I used to think being a father meant teaching. Teaching my daughters to ski. To drive. Teaching them to be kind. How to lose without collapsing, how to win gracefully. It took me years to realize that fatherhood is less a profession than it is a long negotiation with your own certainty. Certainty about what matters, about what is safe and about what success looks like.  Certainty about which roads lead somewhere worth going, and which ones do not.


Love, for starters. Not the easy version. Not the cinematic version. The real version. The version that survives slammed doors and hurt feelings, distance and disappointments and half-truths and silence and let downs that daughters and dads don’t see coming. The one that survives the gradual understanding that neither of you gets to be exactly who the other hoped for, and that somehow love finds a way to remain anyway.


At first, you spend years protecting them. Then, without realizing it, they begin protecting parts of you. Not from danger exactly. From irrelevance. From forgetting what matters. From taking yourself too seriously. From confusing achievement with meaning. I’ve spent entire afternoons worrying about things that disappeared the moment one of them sends a single line of text.


As they’ve gotten older, I’ve become less certain of many things. One thing I remain remarkably uncertain about is when to help and when to keep my mouth shut.


Their mother and I spent years trying to get the balance right. When to help. When to back off. When to insist and when to listen. When to make it a little easier and when to let life do what life has always done best; teach its own lessons.  The difficulty was that the answer usually revealed itself long after the decision had been made.


Father’s Day has a way of making a person reflective. At least it does for me.

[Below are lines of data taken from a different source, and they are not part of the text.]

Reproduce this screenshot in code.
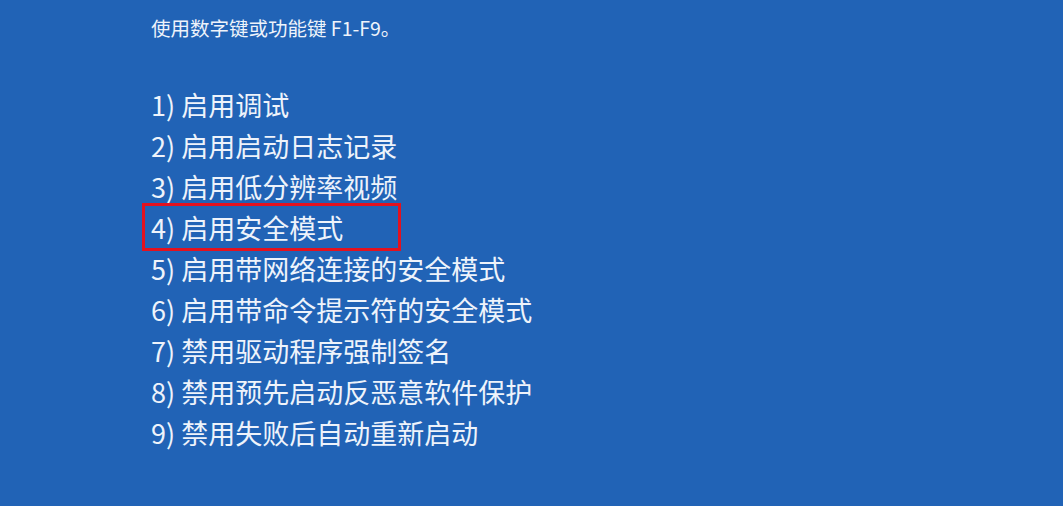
const items = [
  "1) 启用调试",
  "2) 启用启动日志记录",
  "3) 启用低分辨率视频",
  "4) 启用安全模式",
  "5) 启用带网络连接的安全模式",
  "6) 启用带命令提示符的安全模式",
  "7) 禁用驱动程序强制签名",
  "8) 禁用预先启动反恶意软件保护",
  "9) 禁用失败后自动重新启动",
];

export default function App() {
  return (
    <div
      className="w-[1063px] h-[506px] overflow-hidden bg-[#2163b6] text-[#eef3fb] pt-[16px] pl-[151px]"
      style={{ fontFamily: '"Noto Sans CJK SC", "Noto Sans", sans-serif' }}
    >
      <p className="text-[19.5px] leading-[24px]">使用数字键或功能键 F1-F9。</p>

      <ul className="mt-[44px]">
        {items.map((text, i) => (
          <li key={i} className="relative text-[27px] leading-[41px] whitespace-nowrap">
            {text}
            {i === 3 && (
              <span className="absolute left-[-9px] top-[-4px] w-[259px] h-[48px] border-[3px] border-[#e3121f]" />
            )}
          </li>
        ))}
      </ul>
    </div>
  );
}
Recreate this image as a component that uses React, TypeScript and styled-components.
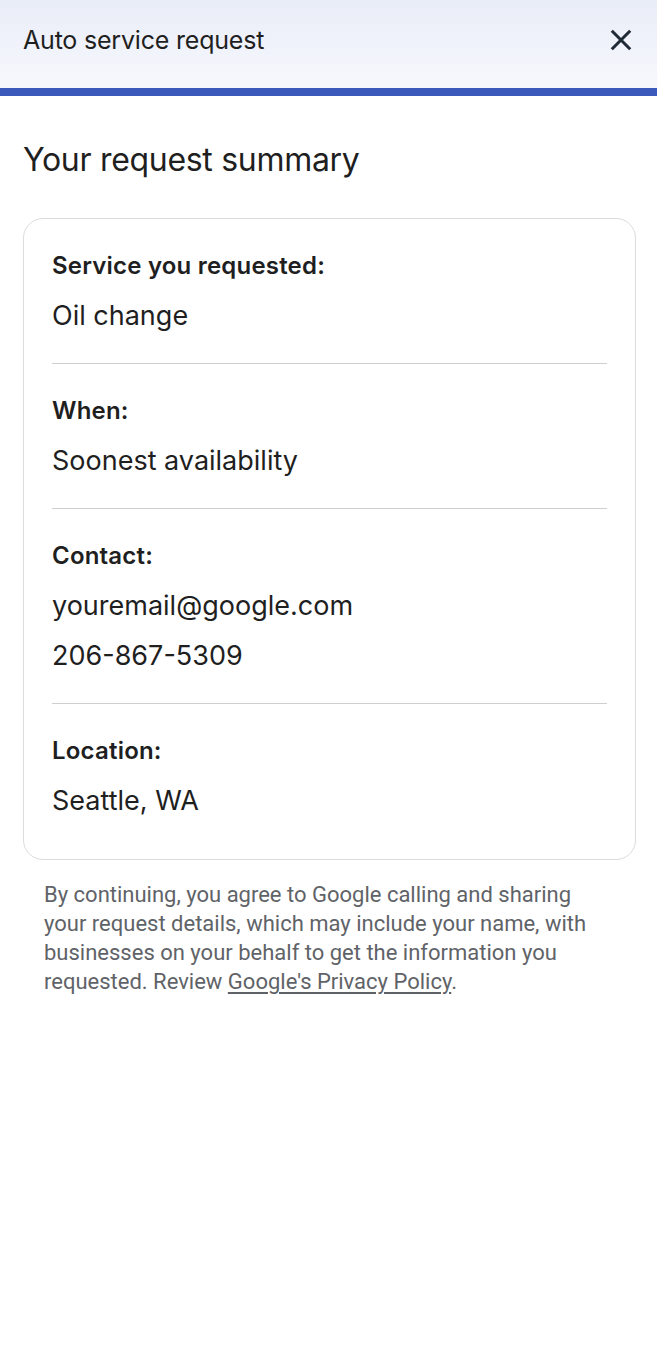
import React from 'react';
import styled, { createGlobalStyle } from 'styled-components';

const GlobalStyle = createGlobalStyle`
  html, body {
    margin: 0;
    padding: 0;
    background: #ffffff;
  }
  body {
    font-family: 'Inter', 'Open Sans', sans-serif;
    color: #202124;
  }
`;

const Page = styled.div`
  width: 657px;
  min-height: 1359px;
  background: #fff;
`;

const Header = styled.header`
  height: 80px;
  display: flex;
  align-items: center;
  justify-content: space-between;
  padding: 0 21px 8px 23px;
  background: linear-gradient(180deg, #e9edf8 0%, #f7f8fd 100%);
  border-bottom: 8px solid #3b59bb;
`;

const HeaderTitle = styled.h1`
  margin: 0;
  font-family: 'Inter', 'Open Sans', sans-serif;
  font-size: 25px;
  font-weight: 400;
  letter-spacing: -0.2px;
  color: #1f1f1f;
`;

const CloseButton = styled.button`
  border: none;
  background: none;
  padding: 0;
  width: 30px;
  height: 30px;
  display: flex;
  align-items: center;
  justify-content: center;
  cursor: pointer;
`;

const Main = styled.main`
  padding: 46px 21px 0 23px;
`;

const Heading = styled.h2`
  margin: 0 0 40px;
  font-family: 'Inter', 'Open Sans', sans-serif;
  font-size: 32px;
  font-weight: 400;
  letter-spacing: -0.3px;
  line-height: 36px;
  color: #1f1f1f;
`;

const Card = styled.section`
  border: 1px solid #dcdcdc;
  border-radius: 20px;
  padding: 0 28px 11px;
`;

const Section = styled.div`
  padding: 33px 0 29px;
  border-bottom: 1px solid #cfcfcf;

  &:last-child {
    border-bottom: none;
  }
`;

const Label = styled.div`
  font-size: 24px;
  font-weight: 600;
  line-height: 28px;
  letter-spacing: 0.2px;
  color: #1f1f1f;
  margin-bottom: 18px;
`;

const Value = styled.div`
  font-size: 27px;
  font-weight: 400;
  line-height: 36px;
  color: #1f1f1f;

  & + & {
    margin-top: 14px;
  }
`;

const Disclaimer = styled.p`
  margin: 20px 40px 0 21px;
  font-family: 'Roboto', sans-serif;
  font-size: 22px;
  line-height: 29px;
  color: #5f6368;
`;

const PolicyLink = styled.a`
  color: #5f6368;
  text-decoration: underline;
  text-underline-offset: 3px;
`;

const sections: { label: string; values: string[] }[] = [
  { label: 'Service you requested:', values: ['Oil change'] },
  { label: 'When:', values: ['Soonest availability'] },
  { label: 'Contact:', values: ['youremail@google.com', '206-867-5309'] },
  { label: 'Location:', values: ['Seattle, WA'] },
];

const App: React.FC = () => {
  return (
    <Page>
      <GlobalStyle />
      <Header>
        <HeaderTitle>Auto service request</HeaderTitle>
        <CloseButton aria-label="Close">
          <svg width="26" height="26" viewBox="0 0 24 24">
            <path d="M3.5 3.5 L20.5 20.5 M20.5 3.5 L3.5 20.5" stroke="#1f2a36" strokeWidth="2.8" fill="none" />
          </svg>
        </CloseButton>
      </Header>
      <Main>
        <Heading>Your request summary</Heading>
        <Card>
          {sections.map((s) => (
            <Section key={s.label}>
              <Label>{s.label}</Label>
              {s.values.map((v) => (
                <Value key={v}>{v}</Value>
              ))}
            </Section>
          ))}
        </Card>
        <Disclaimer>
          By continuing, you agree to Google calling and sharing your request details, which may
          include your name, with businesses on your behalf to get the information you requested.
          Review <PolicyLink href="#">Google's Privacy Policy</PolicyLink>.
        </Disclaimer>
      </Main>
    </Page>
  );
};

export default App;
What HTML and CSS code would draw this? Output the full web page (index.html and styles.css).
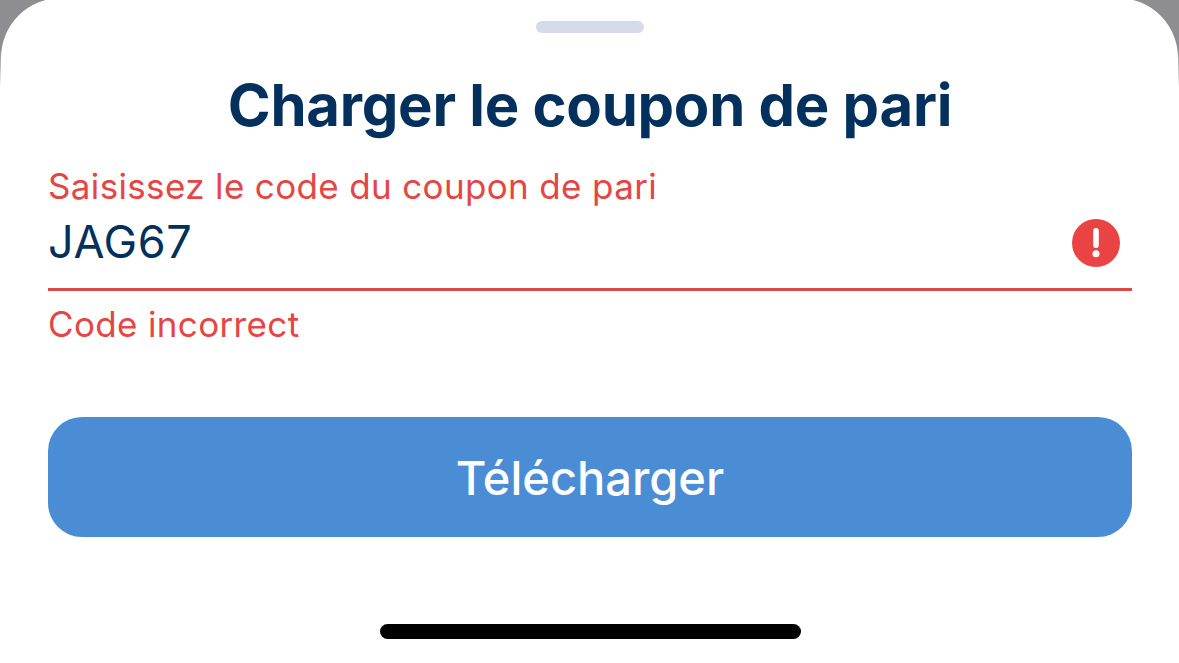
FILE: index.html
```html
<!DOCTYPE html>
<html lang="fr">
<head>
<meta charset="utf-8">
<title>Charger le coupon de pari</title>
<link rel="stylesheet" href="styles.css">
</head>
<body>
<main class="sheet">
  <div class="grabber"></div>
  <h1 class="title">Charger le coupon de pari</h1>
  <label class="label" for="code">Saisissez le code du coupon de pari</label>
  <div class="field">
    <span class="value" id="code">JAG67</span>
    <svg class="alert" viewBox="0 0 48 48" width="48" height="48" aria-hidden="true">
      <circle cx="24" cy="24" r="24" fill="#ea4343"/>
      <rect x="21.2" y="9" width="5.6" height="20" rx="2.8" fill="#fff"/>
      <circle cx="24" cy="34.8" r="3.5" fill="#fff"/>
    </svg>
  </div>
  <p class="error">Code incorrect</p>
  <button class="submit" type="button">Télécharger</button>
  <div class="home"></div>
</main>
</body>
</html>
```

FILE: styles.css
```css
* { box-sizing: border-box; }
html, body { margin: 0; height: 100%; }
body {
  width: 1179px;
  height: 663px;
  overflow: hidden;
  background: linear-gradient(#8e8e92 0, #8e8e92 50px, #fff 88px);
  font-family: Inter, "Liberation Sans", sans-serif;
}
.sheet {
  height: 665px;
  margin: -2px 1px 0;
  padding: 23px 46px 0 47px;
  display: flex;
  flex-direction: column;
  background: #fff;
  border-radius: 60px 60px 0 0;
}
.grabber {
  align-self: center;
  width: 108px;
  height: 12px;
  border-radius: 6px;
  background: #d5dbe8;
}
.title {
  margin: 36px 0 0;
  height: 72px;
  font-size: 58px;
  line-height: 72px;
  font-weight: 700;
  text-align: center;
  letter-spacing: -0.25px;
  color: #03305c;
}
.label {
  margin-top: 23px;
  height: 44px;
  font-size: 35px;
  line-height: 44px;
  letter-spacing: 0.35px;
  color: #e64545;
}
.field {
  height: 83px;
  display: flex;
  align-items: center;
  justify-content: space-between;
  padding: 0 12px 12px 0;
  border-bottom: 3px solid #e04848;
}
.value {
  font-size: 45px;
  line-height: 50px;
  letter-spacing: 0.6px;
  color: #03305c;
}
.alert { flex: none; margin-top: 2px; }
.error {
  margin: 11px 0 0;
  height: 44px;
  font-size: 35px;
  line-height: 44px;
  letter-spacing: 0.35px;
  color: #e64545;
}
.submit {
  margin-top: 71px;
  height: 120px;
  border: 0;
  border-radius: 34px;
  background: #4a8dd5;
  color: #fff;
  font: 500 47px Inter, "Liberation Sans", sans-serif;
}
.home {
  align-self: center;
  width: 421px;
  height: 15px;
  margin-top: 87px;
  border-radius: 8px;
  background: #000;
}
```
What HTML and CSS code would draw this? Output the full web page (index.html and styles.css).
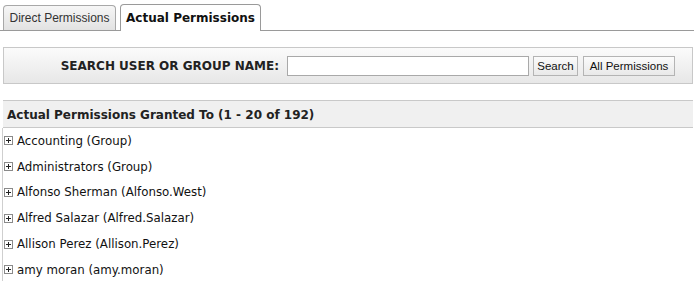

Mostly I find myself reflecting on how much of fatherhood I nailed, how much of it I fucked up and how much remains open for some sort of negotiated memorandum of understanding.



Funny thing is, when I take inventory, I rarely find myself thinking about the things I worried about most of the time. Grades, teams, practices, goals, colleges, papers. Those felt so important in the moment. What I remember instead are songs, inside jokes, shows, projects and conversations that happened because we were stuck together somewhere and neither of us had anywhere else to be. Ordinary moments that somehow survived while all the things I thought would matter faded into nothing.


Maybe that’s what surprises me the most. The relationships I value today weren’t built during the milestones. They were built in the spaces between them. Thousands of ordinary moments stacked on top of one another until one day I looked up and realized they had become a life.


My daughters have taught me many things though perhaps not in the way I had expected. They taught me that love and agreement are not the same thing. That people become themselves on their own schedules. That worry is often just love with nowhere to go. And that some of the most important things in life arrive quietly, disguised as ordinary days.


Whatever else Fatherhood may have been, my daughters never had to wonder whether their father loved them. If I left them with nothing else, I left them with that. Love, it turns out, is the one thing that survives, even when certainty doesn’t.


And in turn, I never had to wonder how lucky I was.